The Immaculate Heart of Mary: A life of mediation


    Today’s date marks the octave of the Assumption, the traditional feast of the Immaculate Heart of Mary, a feast moved to earlier in the year in the modern calendar and lowered to an optional memorial. It is a shame for the feasts of the Assumption and the Immaculate Heart to have been thus divorced from each other in modern times, as the traditional date allows the Church more time to dwell on the glories of Mary, the wonders of the Assumption, and the role which she now plays in her celestial throne. 

    Dom Gueranger writes on this point in his commentary for the Octave day of the Assumption: “the immensity of grace and merit, whereby the Blessed Virgin’s supernatural perfection stands quite apart from all others, gives us a right to conclude that she has an equal supereminence in glory, which is always proportioned to the sanctity of the elect.” Indeed, the glories of her Assumption into heaven are matched only by the continuous act of love whereby she makes intercession for her children here below, from the tenderness of her Immaculate Heart. 

    “Mary desires nothing in heaven, and has nothing to desire,” writes St. Alphonsus. No other creature could be, or is, more closely united with God than she is. Having been assumed into the heavenly glory, the communion of hearts spills out as the outpouring of graces upon those desirous of following Christ. For the love which the Immaculate Heart has first and foremost for God, has a secondary element, namely that all those on earth respond to the divine call, and heed the will of God. 

    Mary desires that all come to love and imitate her Son, just as she loved and accompanied Him during His salvific mission of redemption. It is the natural response of her heart, for since she is so filled with the love of God, she cannot but will that all come to love Him as she does. 

    Having this feast after the Assumption therefore highlights this element of Mary’s work of mediation, for the saints and theologians teach that being “even nearer to God, she better knows our miseries, and her pity for us is greater while she is better able to help us.” 

    “Let us not fear that, amidst the great interests of the spreading of God’s Kingdom, she will forget our littleness or our miseries,” encourages Dom Gueranger. “She knows all that takes place in the obscurest corners, in the furthest limits of her immense domain…On the other hand, we must believe that her charity could not possibly be defective: as her love of God surpasses the love of all the elect, so the tenderness of all mothers united, centered upon an only child, is nothing to the love wherewith Mary surrounds the least, the most forgotten, the most neglected of all the children of God, who are her children too.”

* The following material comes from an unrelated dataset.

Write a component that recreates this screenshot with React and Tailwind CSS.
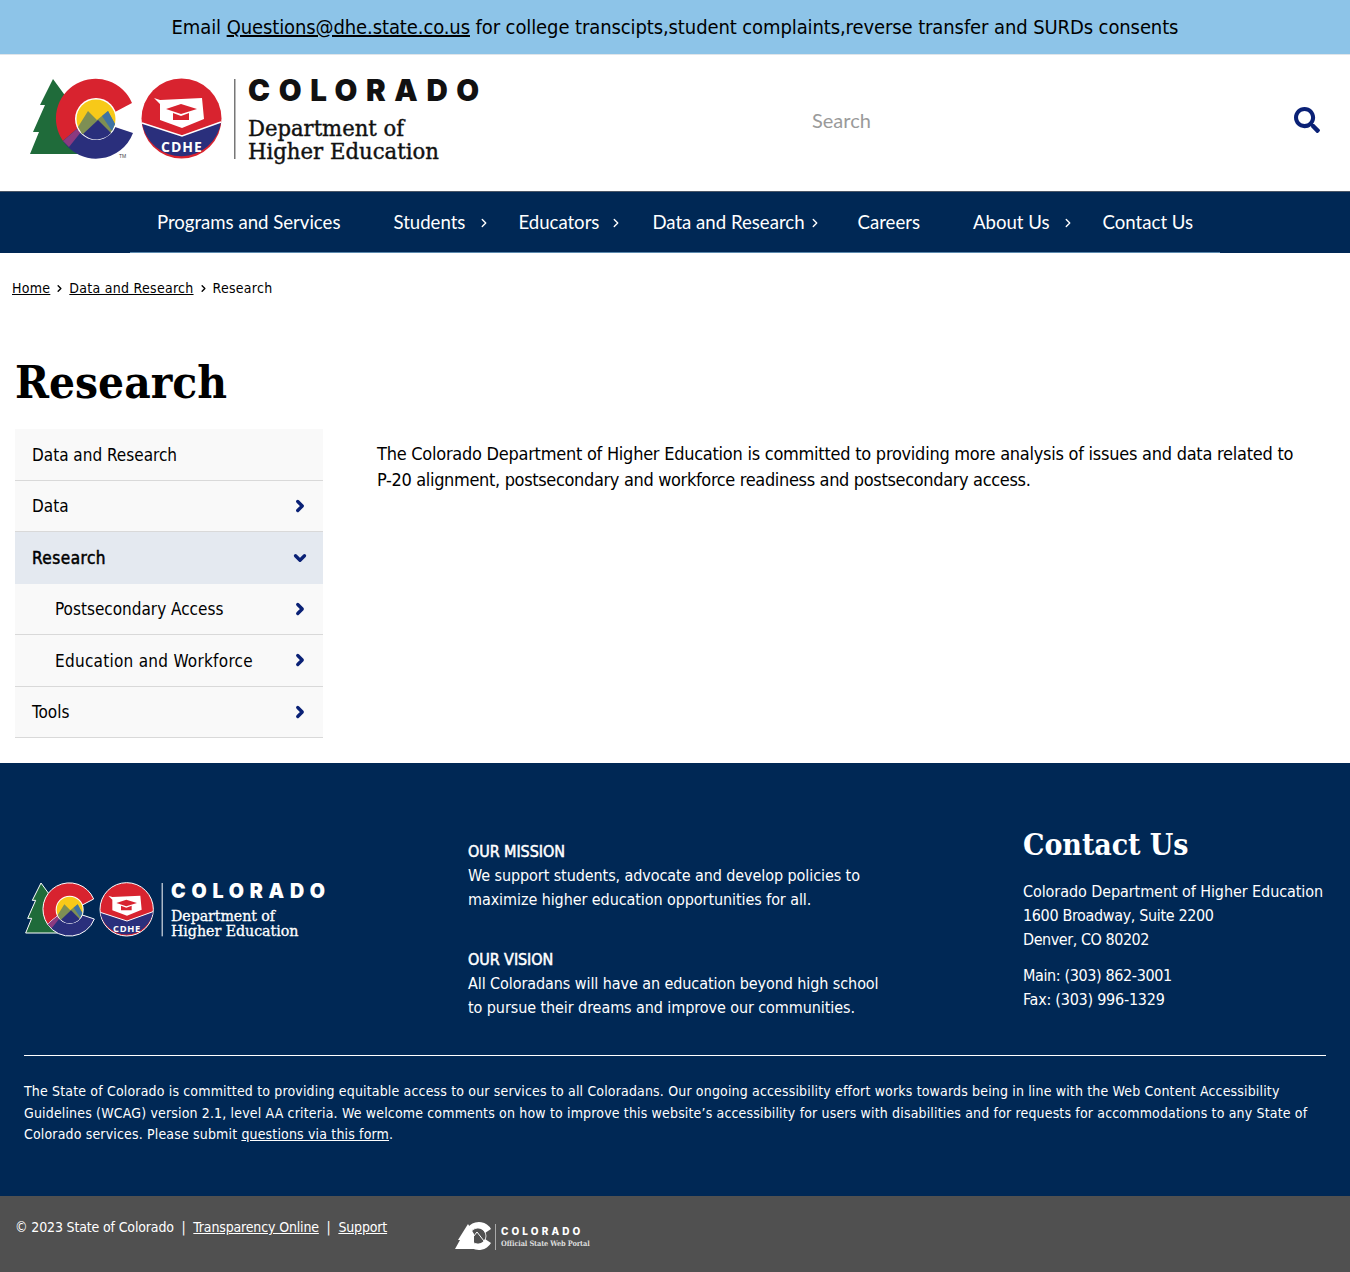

    The reign of the Immaculate Heart is one of utmost dedication to God, and one in which the humble virgin points always to Him, and never to herself. Despite receiving the most singular graces, the terrible honour of participating in the act of redemption, and being assumed into heaven, Mary does not take any of this glory unto herself. Rather, the feast of the Immaculate Heart is a reminder of how still in heaven, her life is dedicated to the love and service of God, to union with her Son, and being the channel of graces bestowed by the Holy Spirit upon all below. 

    The French Mariologist Pere Neubert notes this aspect in his discourse on the Assumption: “By the very fact that the Assumption makes us realise better how Mary is our Mother, how close she is to us, how well she knows our prayers and our needs, how warmly she sympathises with us in our joys and in our trials – this mystery also makes u understand more fully her will to save all her children in this world and realise better he earnest desire to have us aid her in the accomplishment of this mission.”

    The outpouring of love and grace from the Immaculate Heart of Mary is the natural consequence not only of the Assumption, but of her Immaculate Conception, her perpetual virginity, her Divine Maternity, and her co-operation in the redemption. Each of these honours and graces of Mary are oriented towards God, and the fulfilment of His will. Each action which she performs, is an act whereby she unites her will to His, always desirous of the salvation of souls and the glorification of almighty God.  

    It is important to thus dwell on the mystery of the Immaculate Heart at this juncture in the Church’s calendar, for as Dr. Kwasnieswki notes: “She is borne into heaven to emulate, enter into, and extend as Mediatrix of all graces the intercessory role of Jesus Christ, the one Mediator between God and man. Clearly the Ascension and the Assumption in the tradition of spiritual theology (one need only look at the homilies of St. Bernard of Clairvaux) are about Jesus and Mary going to the throne of God to make intercession for us—obviously in two different ways.”

Small wonder therefore that St. Alphonsus closes his discourse on the Assumption, by making reference to the mediation which Mary continues to perform from her heavenly throne. Her mission of glorifying God and bringing souls to Christ does not end with her Assumption, but in many ways intensifies, as she now channels graces to all who offer earnest petition, as noted in the words of the Memorare: 

Remember O most gracious Virgin Mary, that never was it known that anyone who fled to thy protection, implored thy help, or sought thine intercession was left unaided.

Inspired by this confidence, I fly unto thee, O Virgin of virgins, my mother; to thee do I come, before thee I stand, sinful and sorrowful. O Mother of the Word Incarnate, despise not my petitions, but in thy mercy hear and answer me.